Pitcock played at about 300 pounds last year, but wanted to add some quickness to his game this year.

"Right now, I'm about 290, but I'll play at 295 or so," he said.

With the possible exception of senior defensive end Simon Fraser, it looks like all the jobs are open on the defensive line.

"As coach (Jim Heacock) says, all the spots are available," Pitcock said. "No one really has a spot yet. So, that really makes things competitive out there. Even the freshmen, they're working hard, asking questions and we'll help them out. Everyone is just working for a spot."

Pitcock doesn't think the D-line will miss a beat this year, even with the loss of Tim Anderson, Darrion Scott and Will Smith - all first-day NFL draft picks.

"Losing those guys is tough, don't get me wrong, but we re-load around here," Pitcock said. "We would be doing ourselves a disservice if we didn't believe we could pick right up where those guys left off.
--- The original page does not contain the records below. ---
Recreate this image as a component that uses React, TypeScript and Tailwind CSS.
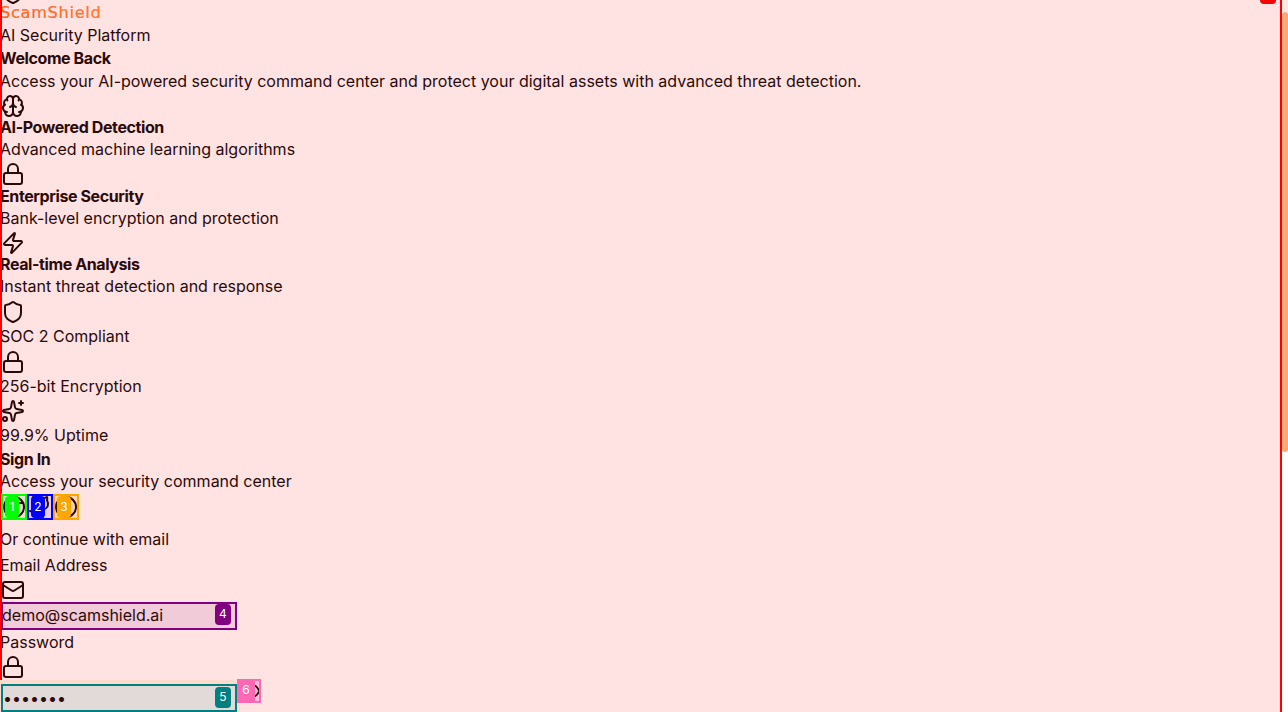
import { useEffect, useRef } from 'react';
import { Brain, Chrome, Circle, Eye, Github, Lock, Mail, Shield, Sparkles, Zap } from 'lucide-react';
import type { LucideIcon } from 'lucide-react';

const features = [
  { icon: Brain, title: 'AI-Powered Detection', text: 'Advanced machine learning algorithms' },
  { icon: Lock, title: 'Enterprise Security', text: 'Bank-level encryption and protection' },
  { icon: Zap, title: 'Real-time Analysis', text: 'Instant threat detection and response' },
];

const badges = [
  { icon: Shield, text: 'SOC 2 Compliant' },
  { icon: Lock, text: '256-bit Encryption' },
  { icon: Sparkles, text: '99.9% Uptime' },
];

export default function App() {
  const scroller = useRef<HTMLDivElement>(null);

  // the shot was taken a little way down the page
  useEffect(() => {
    if (scroller.current) scroller.current.scrollTop = 19;
  }, []);

  return (
    <div className="flex h-screen overflow-hidden bg-white font-['Inter',sans-serif] text-[16px] leading-[22.4px] text-[#2b0a0a]">
      <div ref={scroller} className="h-full w-[1282px] shrink-0 overflow-y-scroll">
        <div className="relative min-h-[1152px] bg-[#ffe2e2] outline-2 -outline-offset-2 outline-[#ff0000]">
          <div className="absolute right-[6px] top-0 h-[23px] w-[16px] rounded bg-[#ff0000]" />

          {/* Brand */}
          <Shield className="ml-[1px] block h-6 w-6" />
          <div className="w-fit bg-gradient-to-r from-[#ff5f1f] to-[#ff7f35] bg-clip-text font-['DejaVu_Sans',sans-serif] text-[16px] leading-[16px] tracking-[0.8px] text-transparent [-webkit-text-stroke:0.2px_#ff6a2c]">ScamShield</div>
          <p className="mt-[3px]">AI Security Platform</p>
          <h2 className="mt-[0.6px] font-bold tracking-[-0.4px]">Welcome Back</h2>
          <p className="mt-[0.4px]">Access your AI-powered security command center and protect your digital assets with advanced threat detection.</p>

          {/* Features */}
          {features.map(({ icon: Icon, title, text }) => (
            <div key={title} className="leading-[22.25px]">
              <Icon className="mt-[1.5px] -mb-[1.5px] ml-[1px] block h-6 w-6" strokeWidth={2} />
              <h3 className="font-bold tracking-[-0.4px]">{title}</h3>
              <p>{text}</p>
            </div>
          ))}

          {/* Trust badges */}
          <div className="mt-[2px]">
            {badges.map(({ icon: Icon, text }) => (
              <div key={text} className="pt-[0.5px] leading-[25px]">
                <Icon className="ml-[1px] block h-6 w-6" strokeWidth={2} />
                <p>{text}</p>
              </div>
            ))}
          </div>

          {/* Sign in */}
          <h2 className="-mb-[1px] font-bold tracking-[-0.4px]">Sign In</h2>
          <p>Access your security command center</p>
          <div className="mt-[2px] ml-[1px] flex">
            <SocialButton n={1} icon={Chrome} border="border-[#00ff00]" badge="bg-[#00ff00]" tint="bg-[#00ff00]/10" />
            <SocialButton n={2} icon={Github} border="border-[#0000ff]" badge="bg-[#0000ff]" tint="bg-[#0000ff]/10" />
            <SocialButton n={3} icon={Circle} border="border-[#ffa500]" badge="bg-[#ffa500]" tint="bg-[#ffa500]/20" />
          </div>
          <p className="mt-[8px]">Or continue with email</p>
          <label className="mt-[4px] block">Email Address</label>
          <Mail className="mt-[1px] ml-[1px] block h-6 w-6" strokeWidth={2} />
          <div className="relative ml-[1px] w-[236px]">
            <input
              readOnly
              type="email"
              value="demo@scamshield.ai"
              className="block h-[28px] w-full border-2 border-[#800080] bg-[#800080]/10 pb-[1px] indent-[-1px] outline-none"
            />
            <span className="absolute right-[6px] top-[2px] flex h-[21px] w-[16px] items-center justify-center rounded bg-[#800080] text-[12px] text-white">4</span>
          </div>
          <label className="mt-[1px] block">Password</label>
          <Lock className="mt-[2px] ml-[1px] block h-6 w-6" strokeWidth={2} />
          <div className="relative mt-[1px] w-[240px] bg-[#ffdacd] pt-[3.4px]">
            <div className="relative ml-[1px] w-[236px]">
              <input
                readOnly
                type="password"
                value="1234567"
                className="block h-[28px] w-full border-2 border-[#008080] bg-[#e2dad8] outline-none"
              />
              <span className="absolute right-[6px] top-[3px] flex h-[21px] w-[16px] items-center justify-center rounded bg-[#008080] text-[12px] text-white">5</span>
            </div>
            <div className="absolute left-[237px] top-[-1px] h-[24px] w-[24px] overflow-hidden border-2 border-[#ff69b4] bg-[#ff69b4]/30">
              <Eye className="-mt-[1px] h-[22px] w-[22px]" strokeWidth={2} />
              <span className="absolute left-[-2px] top-[-2px] flex h-[22px] w-[18px] items-center justify-center bg-[#ff69b4] text-[12px] text-white">6</span>
            </div>
          </div>
        </div>
      </div>

      {/* Scrollbar */}
      <div className="h-full w-[6px] shrink-0">
        <div className="h-[12px] bg-[#ffe9e4]" />
        <div className="h-[440px] rounded-[3px] bg-[#ffa873]" />
      </div>
    </div>
  );
}

function SocialButton({ n, icon: Icon, border, badge, tint }: { n: number; icon: LucideIcon; border: string; badge: string; tint: string }) {
  return (
    <div className={`relative flex h-[26px] w-[26px] items-center justify-center overflow-hidden border-2 ${border} ${tint}`}>
      <Icon className="h-6 w-6 shrink-0" strokeWidth={2} />
      <span className={`absolute left-[2px] top-0 flex h-[22px] w-[14px] items-center justify-center rounded text-[12px] text-white ${badge}`}>{n}</span>
    </div>
  );
}
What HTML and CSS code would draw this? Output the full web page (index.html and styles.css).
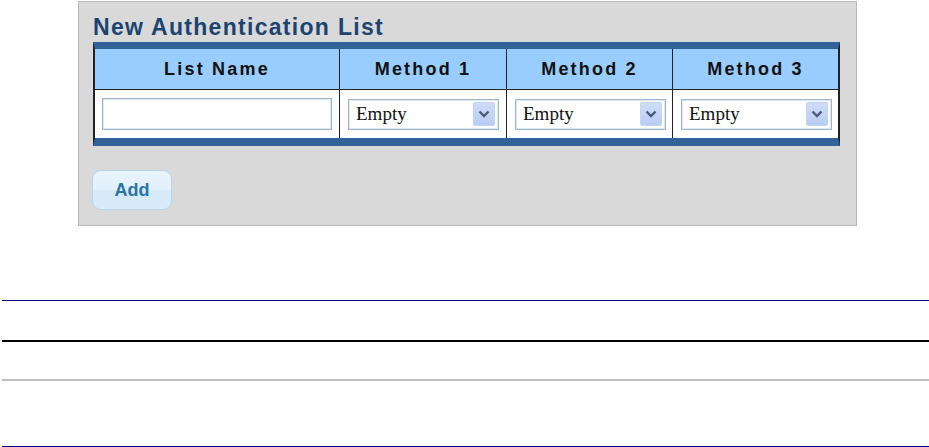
FILE: index.html
```html
<!DOCTYPE html>
<html>
<head>
<meta charset="utf-8">
<title>New Authentication List</title>
<link rel="stylesheet" href="styles.css">
</head>
<body>
<div class="panel">
  <h2 class="title">New Authentication List</h2>
  <table class="auth">
    <colgroup>
      <col class="col-name">
      <col class="col-m1">
      <col class="col-m2">
      <col class="col-m3">
    </colgroup>
    <thead>
      <tr>
        <th class="first">List Name</th>
        <th>Method 1</th>
        <th>Method 2</th>
        <th>Method 3</th>
      </tr>
    </thead>
    <tbody>
      <tr>
        <td class="first cell-name"><input class="name-input" type="text"></td>
        <td><div class="combo"><span class="combo-text">Empty</span><span class="combo-btn"><svg viewBox="0 0 12 8" width="12" height="8"><path d="M1.5 1.5 L6 6 L10.5 1.5" fill="none" stroke="#4b5a78" stroke-width="2.4"/></svg></span></div></td>
        <td><div class="combo"><span class="combo-text">Empty</span><span class="combo-btn"><svg viewBox="0 0 12 8" width="12" height="8"><path d="M1.5 1.5 L6 6 L10.5 1.5" fill="none" stroke="#4b5a78" stroke-width="2.4"/></svg></span></div></td>
        <td><div class="combo"><span class="combo-text">Empty</span><span class="combo-btn"><svg viewBox="0 0 12 8" width="12" height="8"><path d="M1.5 1.5 L6 6 L10.5 1.5" fill="none" stroke="#4b5a78" stroke-width="2.4"/></svg></span></div></td>
      </tr>
    </tbody>
  </table>
  <button class="btn-add" type="button">Add</button>
</div>
<div class="rules">
  <div class="rule rule-blue rule-1"></div>
  <div class="rule rule-black"></div>
  <div class="rule rule-gray"></div>
  <div class="rule rule-blue rule-4"></div>
</div>
</body>
</html>
```

FILE: styles.css
```css
html, body {
  margin: 0;
  padding: 0;
  background: #ffffff;
}

body {
  font-family: "Liberation Sans", Arial, sans-serif;
}

.panel {
  margin: 1px 0 0 78px;
  width: 747px;
  padding: 12px 16px 15px 14px;
  background: #d9d9d9;
  border: 1px solid #b8b8b8;
}

.title {
  margin: 0 0 1px 0;
  font-family: "Liberation Sans", Arial, sans-serif;
  font-size: 23px;
  line-height: 27px;
  font-weight: bold;
  letter-spacing: 1.3px;
  color: #1c4470;
}

.auth {
  box-sizing: border-box;
  width: 747px;
  border-collapse: separate;
  border-spacing: 0;
  table-layout: fixed;
  border-top: 7px solid #31639a;
  border-bottom: 8px solid #31639a;
  border-left: 2px solid #222222;
  border-right: 2px solid #222222;
  background: #ffffff;
}

.col-name { width: 244px; }
.col-m1 { width: 167px; }
.col-m2 { width: 166px; }
.col-m3 { width: 166px; }

.auth th {
  box-sizing: border-box;
  height: 41px;
  padding: 0;
  background: #99ccff;
  border-left: 1px solid #222222;
  border-bottom: 1px solid #222222;
  font-family: "Liberation Sans", Arial, sans-serif;
  font-size: 18px;
  font-weight: bold;
  letter-spacing: 2.2px;
  color: #111111;
  text-align: center;
  vertical-align: middle;
}

.auth td {
  box-sizing: border-box;
  height: 48px;
  padding: 0;
  border-left: 1px solid #222222;
  vertical-align: middle;
  background: #ffffff;
}

.auth th.first,
.auth td.first {
  border-left: none;
}

.auth td.cell-name {
  padding-left: 7px;
}

.name-input {
  display: block;
  box-sizing: border-box;
  width: 230px;
  height: 32px;
  margin: 0;
  border: 1px solid #9fb6cf;
  box-shadow: inset 0 0 0 1px #dfe7f0;
  background: #ffffff;
  outline: none;
}

.combo {
  box-sizing: border-box;
  display: flex;
  align-items: center;
  justify-content: space-between;
  width: 151px;
  height: 31px;
  margin-left: 8px;
  border: 1px solid #9fb6cf;
  box-shadow: inset 0 0 0 1px #dfe7f0;
  background: #ffffff;
  padding: 0 3px 0 7px;
}

.combo-text {
  font-family: "Liberation Serif", "Times New Roman", serif;
  font-size: 19px;
  color: #111111;
}

.combo-btn {
  box-sizing: border-box;
  width: 22px;
  height: 24px;
  display: flex;
  align-items: center;
  justify-content: center;
  background: linear-gradient(#cfdcf8, #b9cdf4);
  border: 1px solid #c2d3f3;
  border-radius: 2px;
}

.btn-add {
  display: block;
  box-sizing: border-box;
  width: 80px;
  height: 40px;
  margin: 24px 0 0 -1px;
  padding: 0;
  border: 1px solid #b3d5ee;
  border-radius: 9px;
  background: linear-gradient(#e9f4fc 0%, #e2f0fb 50%, #d5e9f8 52%, #d9ebf9 100%);
  font-family: "Liberation Sans", Arial, sans-serif;
  font-size: 18px;
  font-weight: bold;
  color: #2d74a8;
}

.rules {
  margin-left: 2px;
}

.rule {
  width: 927px;
}

.rule-1 {
  margin-top: 74px;
}

.rule-blue {
  border-top: 1px solid #000080;
}

.rule-black {
  margin-top: 39px;
  border-top: 2px solid #000000;
}

.rule-gray {
  margin-top: 37px;
  border-top: 2px solid #c0c0c0;
}

.rule-4 {
  margin-top: 65px;
}
```
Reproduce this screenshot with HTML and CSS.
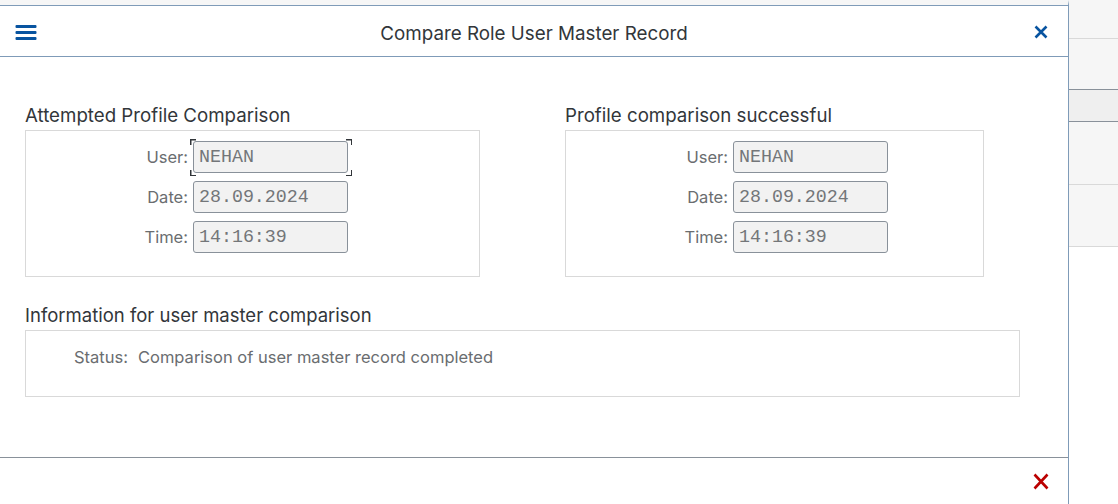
FILE: index.html
```html
<!DOCTYPE html>
<html lang="en">
<head>
<meta charset="utf-8">
<title>Compare Role User Master Record</title>
<link rel="stylesheet" href="styles.css">
</head>
<body>
<div class="screen">
  <div class="dialog">
    <header class="dlg-head">
      <button class="icon-btn menu-btn" aria-label="Menu">
        <svg width="22" height="15" viewBox="0 0 22 15"><rect x="0.5" y="0" width="21" height="3" rx="1"/><rect x="0.5" y="6" width="21" height="3" rx="1"/><rect x="0.5" y="12" width="21" height="3" rx="1"/></svg>
      </button>
      <h1 class="dlg-title">Compare Role User Master Record</h1>
      <button class="icon-btn close-btn" aria-label="Close">
        <svg width="14" height="14" viewBox="0 0 14 14"><path d="M1.5 1.5 L12.5 12.5 M12.5 1.5 L1.5 12.5"/></svg>
      </button>
    </header>

    <main class="dlg-body">
      <div class="groups">
        <section class="group group-left">
          <h2 class="group-title">Attempted Profile Comparison</h2>
          <div class="group-box">
            <div class="field-grid">
              <span class="label">User:</span><div class="input focused">NEHAN</div>
              <span class="label">Date:</span><div class="input">28.09.2024</div>
              <span class="label">Time:</span><div class="input">14:16:39</div>
            </div>
          </div>
        </section>
        <section class="group group-right">
          <h2 class="group-title">Profile comparison successful</h2>
          <div class="group-box">
            <div class="field-grid">
              <span class="label">User:</span><div class="input">NEHAN</div>
              <span class="label">Date:</span><div class="input">28.09.2024</div>
              <span class="label">Time:</span><div class="input">14:16:39</div>
            </div>
          </div>
        </section>
      </div>

      <section class="info">
        <h2 class="group-title info-title">Information for user master comparison</h2>
        <div class="info-box">
          <span class="label status-label">Status:</span>
          <span class="status-value">Comparison of user master record completed</span>
        </div>
      </section>
    </main>

    <footer class="dlg-foot">
      <button class="icon-btn cancel-btn" aria-label="Cancel">
        <svg width="16" height="17" viewBox="0 0 16 17"><path d="M1.5 1.5 L14.5 15.5 M14.5 1.5 L1.5 15.5"/></svg>
      </button>
    </footer>
  </div>

  <aside class="side">
    <div class="side-seg seg-1"></div>
    <div class="side-seg seg-2"></div>
    <div class="side-seg seg-3"></div>
    <div class="side-seg seg-4"></div>
    <div class="side-seg seg-5"></div>
  </aside>
</div>
</body>
</html>
```

FILE: styles.css
```css
* { box-sizing: border-box; }

html, body {
  margin: 0;
  padding: 0;
}

body {
  width: 1118px;
  height: 504px;
  overflow: hidden;
  background: #ffffff;
  font-family: Inter, "Noto Sans", "Liberation Sans", sans-serif;
  color: #32363a;
}

.screen {
  display: flex;
  height: 504px;
  background: #ffffff;
}

/* ---------- dialog ---------- */
.dialog {
  width: 1069px;
  height: 504px;
  display: flex;
  flex-direction: column;
  border-top: 5px solid #f6f6f6;
  border-right: 1px solid #7f9bb8;
  background: #ffffff;
  position: relative;
}

.dialog::before {
  content: "";
  position: absolute;
  left: 0;
  right: 0;
  top: 0;
  height: 1px;
  background: #7f9bb8;
}

.dlg-head {
  height: 52px;
  padding-top: 1px;
  border-bottom: 1px solid #7f9bb8;
  display: grid;
  grid-template-columns: 1fr auto 1fr;
  align-items: center;
}

.icon-btn {
  border: 0;
  background: transparent;
  padding: 0;
  margin: 0;
  display: flex;
  align-items: center;
  justify-content: center;
  cursor: pointer;
}

.menu-btn {
  justify-self: start;
  margin-left: 15px;
  margin-top: 3px;
}

.menu-btn svg { fill: #0854a0; display: block; }

.close-btn {
  justify-self: end;
  margin-right: 20px;
  margin-top: 2px;
}

.close-btn svg path {
  stroke: #0854a0;
  stroke-width: 2.6;
  fill: none;
}

.dlg-title {
  margin: 6px 0 0 0;
  font-size: 18.8px;
  font-weight: 400;
  line-height: 22px;
  color: #32363a;
}

/* ---------- body ---------- */
.dlg-body {
  flex: 1;
  padding: 48px 0 0 25px;
}

.groups {
  display: flex;
  gap: 85px;
}

.group-left .group-box { width: 455px; }
.group-right .group-box { width: 419px; }

.group-title {
  margin: 0 0 3px 0;
  font-size: 18.7px;
  font-weight: 400;
  line-height: 22px;
  color: #32363a;
}

.info-title {
  font-size: 18.5px;
  margin-bottom: 4px;
}

.group-box {
  border: 1px solid #d9d9d9;
  padding: 10px 0 23px 0;
}

.field-grid {
  display: grid;
  grid-template-columns: 162px 155px;
  column-gap: 5px;
  row-gap: 8px;
  align-items: center;
}

.label {
  font-size: 16.5px;
  line-height: 20px;
  color: #6a6d70;
  text-align: right;
}

.input {
  position: relative;
  height: 32px;
  border: 1px solid #89919a;
  border-radius: 3px;
  background: #f2f2f2;
  padding: 0 5px;
  font-family: "Liberation Mono", "DejaVu Sans Mono", monospace;
  font-size: 18.3px;
  line-height: 30px;
  color: #737679;
}

.input.focused::after {
  content: "";
  position: absolute;
  left: -4px;
  right: -5px;
  top: -3px;
  bottom: -4px;
  background:
    linear-gradient(#32363a, #32363a) left top / 6px 1.5px no-repeat,
    linear-gradient(#32363a, #32363a) left top / 1.5px 6px no-repeat,
    linear-gradient(#32363a, #32363a) right top / 6px 1.5px no-repeat,
    linear-gradient(#32363a, #32363a) right top / 1.5px 6px no-repeat,
    linear-gradient(#32363a, #32363a) left bottom / 6px 1.5px no-repeat,
    linear-gradient(#32363a, #32363a) left bottom / 1.5px 6px no-repeat,
    linear-gradient(#32363a, #32363a) right bottom / 6px 1.5px no-repeat,
    linear-gradient(#32363a, #32363a) right bottom / 1.5px 6px no-repeat;
}

.info {
  margin-top: 27px;
}

.info-box {
  width: 995px;
  height: 67px;
  border: 1px solid #d9d9d9;
  padding: 16px 0 0 48px;
  display: flex;
  align-items: baseline;
  gap: 10px;
}

.status-label { text-align: left; }

.status-value {
  font-size: 16.5px;
  line-height: 20px;
  color: #6a6d70;
}

/* ---------- footer ---------- */
.dlg-foot {
  height: 47px;
  border-top: 1px solid #89919a;
  display: flex;
  align-items: center;
  justify-content: flex-end;
  padding-right: 19px;
}

.cancel-btn svg path {
  stroke: #bb0000;
  stroke-width: 2.6;
  fill: none;
}

/* ---------- side panel ---------- */
.side {
  flex: 1;
  display: flex;
  flex-direction: column;
  background: #ffffff;
}

.side-seg { background: #f6f6f6; }

.seg-1 { height: 39px; border-bottom: 1px solid #d9d9d9; }
.seg-2 { height: 51px; border-bottom: 1px solid #89919a; }
.seg-3 { height: 32px; border-bottom: 1px solid #89919a; background: #efefef; }
.seg-4 { height: 63px; border-bottom: 1px solid #d9d9d9; }
.seg-5 { height: 62px; border-bottom: 1px solid #d9d9d9; }
```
They were great players. Great players. But I think we have a lot of good players on this D-line and we're just going to work hard and see what happens."

There seems to be a lot less tension in camp this year. There are no Maurice Clarett distractions and the Buckeyes aren't the defending national champions with a huge target on their back.

"Yeah, there's a little less tension," Pitcock said. "We're just trying to block everything out. We just want to do our thing and practice hard just like we always do."

Pitcock is ready to get the pads on and start hitting.

"Oh definitely," he said. "I think everyone is anxious. Just going with helmets, we just supposed to walk through things fast, but people are still getting bruises everywhere and banged up. So, we just can't wait to get into pads and start to hit. All the guys want to hit. We've been waiting all year to do it and just get some aggression out."